We need to “delete” the hidden text and “re-insert” when we widen the buffer. 
I’ll try to make it a no-op as long as we remember to widen before calling 
tree-sitter to parse anything.

> 
> If we let TS look where it wants, we will lose the ability to restrict
> it to a certain part of the buffer text.  This is needed at least for
> some specialized modes, and is generally desirable, as it gives Lisp
> programs an easy way to impose such restrictions whenever they need.

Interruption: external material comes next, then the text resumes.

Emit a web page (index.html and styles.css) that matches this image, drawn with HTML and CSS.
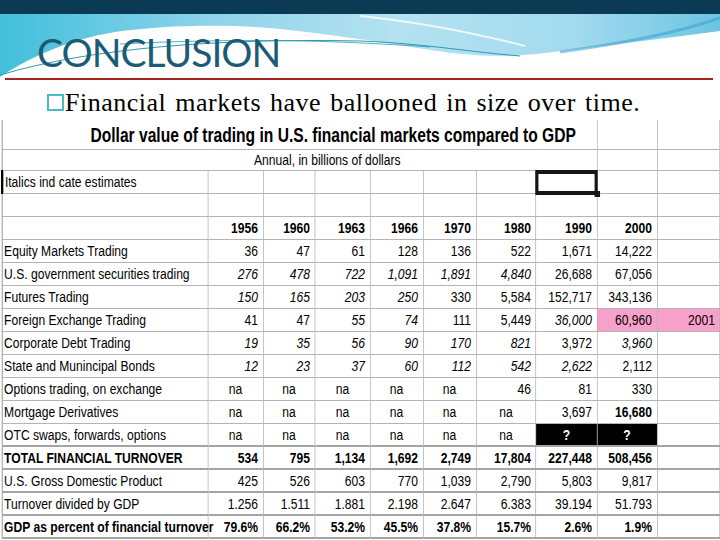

Tree-sitter lets you set ranges for a parser to limit it self within, in order 
to support multi-language files.

> 
>> Maybe narrowing is the context that low level code should ignore
> 
> No other code in Emacs does, and for a good reason.
> 
>> The only benefit that I can think of is “we firmly adhere to the ‘contract’ 
>> that no one can look beyond the narrowed region”, but is it a good contract? 
>> Is there really a contract in the first place?
> 
> It served us very well until now, so yes, I think it's a good
> contract.
> 
>> IMO, narrowing acts like masking tapes over the rest of the buffer, so that 
>> user edits like re-replace wouldn’t spill out. Demanding everything in Emacs 
>> to not have access to the rest of the buffer is dogmatic (in the sense that 
>> it is too rigid and is simply following the doctrine blindly). 
> 
> Again, this "dogma" is used and adhered everywhere else in Emacs by
> such low-level code.

Ok. I trust you to know better than I do.